* _MATERIAL SUPPLIED_:
:::::

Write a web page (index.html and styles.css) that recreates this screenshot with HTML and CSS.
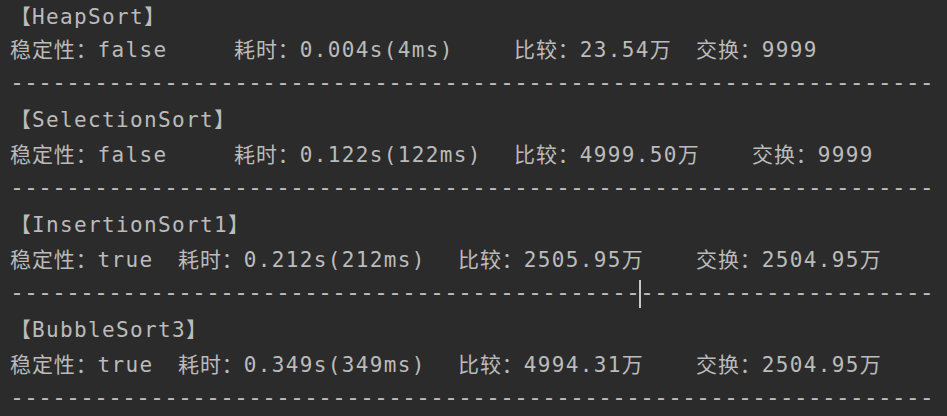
FILE: index.html
```html
<!DOCTYPE html>
<html lang="zh-CN">
<head>
<meta charset="utf-8">
<title>Console</title>
<link rel="stylesheet" href="styles.css">
</head>
<body>
<div class="console">
<div class="line title"><span class="cn">【</span>HeapSort<span class="cn">】</span></div>
<div class="line"><span class="cn">稳定性：</span>false &#9;<span class="cn">耗时：</span>0.004s(4ms) &#9;<span class="cn">比较：</span>23.54<span class="cn">万</span>&#9; <span class="cn">交换：</span>9999</div>
<div class="line sep">------------------------------------------------------------------</div>
<div class="line"><span class="cn">【</span>SelectionSort<span class="cn">】</span></div>
<div class="line"><span class="cn">稳定性：</span>false &#9;<span class="cn">耗时：</span>0.122s(122ms) &#9;<span class="cn">比较：</span>4999.50<span class="cn">万</span>&#9; <span class="cn">交换：</span>9999</div>
<div class="line sep">------------------------------------------------------------------</div>
<div class="line"><span class="cn">【</span>InsertionSort1<span class="cn">】</span></div>
<div class="line"><span class="cn">稳定性：</span>true &#9;<span class="cn">耗时：</span>0.212s(212ms) &#9;<span class="cn">比较：</span>2505.95<span class="cn">万</span>&#9; <span class="cn">交换：</span>2504.95<span class="cn">万</span></div>
<div class="line sep">------------------------------------------------------------------</div>
<div class="line"><span class="cn">【</span>BubbleSort3<span class="cn">】</span></div>
<div class="line"><span class="cn">稳定性：</span>true &#9;<span class="cn">耗时：</span>0.349s(349ms) &#9;<span class="cn">比较：</span>4994.31<span class="cn">万</span>&#9; <span class="cn">交换：</span>2504.95<span class="cn">万</span></div>
<div class="line sep">------------------------------------------------------------------</div>
</div>
<div class="caret"></div>
</body>
</html>
```

FILE: styles.css
```css
html, body {
  margin: 0;
  padding: 0;
  background: #2b2b2b;
  overflow: hidden;
}

body {
  width: 947px;
  height: 416px;
  position: relative;
}

.console {
  padding-left: 10px;
  color: #bbbbbb;
  font-family: "DejaVu Sans Mono", "Noto Sans CJK SC", monospace;
  font-size: 21px;
  letter-spacing: 1.36px;
  tab-size: 56px;
  -moz-tab-size: 56px;
}

.line {
  height: 35px;
  line-height: 31px;
  white-space: pre;
}

.line.title {
  line-height: 35px;
}

.line.sep {
  font-size: 23.25px;
  letter-spacing: 0;
  line-height: 23.5px;
}

.cn {
  font-family: "Noto Sans CJK SC", sans-serif;
  font-size: 21px;
  letter-spacing: 0.9px;
  line-height: 1;
}

.caret {
  position: absolute;
  left: 639px;
  top: 280px;
  width: 2px;
  height: 28px;
  background: #c8c8c8;
}
```
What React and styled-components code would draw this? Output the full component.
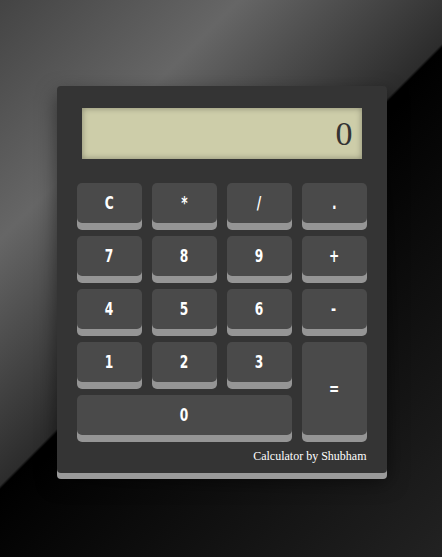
import React, { useState } from "react";
import styled, { createGlobalStyle } from "styled-components";

const GlobalStyle = createGlobalStyle`
  html, body {
    margin: 0;
    height: 100%;
  }
  body {
    background: linear-gradient(135deg, #444 0%, #666 24%, #2c2c2c 48.6%, #000 49%, #222 100%);
  }
  #root {
    height: 100%;
  }
`;

const Page = styled.div`
  height: 100%;
  padding: 86px 0 0 1px;
  box-sizing: border-box;
  display: flex;
  justify-content: center;
`;

const Body = styled.div`
  width: 330px;
  height: 387px;
  box-sizing: border-box;
  background: #343434;
  border-radius: 4px;
  padding: 22px 20px 0;
  box-shadow: 0 6px 0 #9a9a9a, 0 8px 20px rgba(0, 0, 0, 0.5);
  display: flex;
  flex-direction: column;
`;

const Screen = styled.div`
  margin: 0 5px;
  height: 51px;
  background: #cdcda9;
  box-shadow: inset 0 0 6px rgba(0, 0, 0, 0.35);
  display: flex;
  align-items: center;
  justify-content: flex-end;
  padding-right: 9px;
  font-family: "Liberation Serif", serif;
  font-size: 34px;
  color: #333;
`;

const Keys = styled.div`
  margin-top: 24px;
  display: grid;
  grid-template-columns: repeat(4, 65px);
  grid-auto-rows: 40px;
  column-gap: 10px;
  row-gap: 13px;
`;

const Key = styled.button`
  grid-column: span ${(p) => p.$cols || 1};
  grid-row: span ${(p) => p.$rows || 1};
  border: none;
  border-radius: 5px;
  background: #4a4a4a;
  box-shadow: 0 7px 0 #959595;
  color: #fff;
  font-family: "DejaVu Sans", sans-serif;
  font-weight: bold;
  font-size: 17px;
  padding: 0;
  cursor: pointer;
  &:active {
    transform: translateY(3px);
    box-shadow: 0 4px 0 #959595;
  }
`;

// the original face is a narrow one; squeeze the glyph to match
const Glyph = styled.span`
  display: inline-block;
  transform: scaleX(0.72);
`;

const Credit = styled.div`
  margin-top: 14px;
  text-align: right;
  font-family: "Liberation Serif", serif;
  font-size: 12px;
  color: #fff;
`;

const rows = [
  ["C", "*", "/", "."],
  ["7", "8", "9", "+"],
  ["4", "5", "6", "-"],
];

export default function App() {
  const [value, setValue] = useState("0");

  const press = (k) => {
    if (k === "C") return setValue("0");
    if (k === "=") {
      try {
        // eslint-disable-next-line no-new-func
        setValue(String(Function(`return (${value})`)()));
      } catch (e) {
        setValue("0");
      }
      return;
    }
    setValue((v) => (v === "0" && k !== "." ? k : v + k));
  };

  return (
    <Page>
      <GlobalStyle />
      <Body>
        <Screen>{value}</Screen>
        <Keys>
          {rows.flat().map((k) => (
            <Key key={k} onClick={() => press(k)}>
              <Glyph>{k}</Glyph>
            </Key>
          ))}
          <Key onClick={() => press("1")}><Glyph>1</Glyph></Key>
          <Key onClick={() => press("2")}><Glyph>2</Glyph></Key>
          <Key onClick={() => press("3")}><Glyph>3</Glyph></Key>
          <Key $rows={2} onClick={() => press("=")}><Glyph>=</Glyph></Key>
          <Key $cols={3} onClick={() => press("0")}><Glyph>0</Glyph></Key>
        </Keys>
        <Credit>Calculator by Shubham</Credit>
      </Body>
    </Page>
  );
}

:::::

* _GIVEN TASK_: Return each line that includes "React".

* _CORRECT OUTPUT_:
What React and styled-components code would draw this? Output the full component.
import React, { useState } from "react";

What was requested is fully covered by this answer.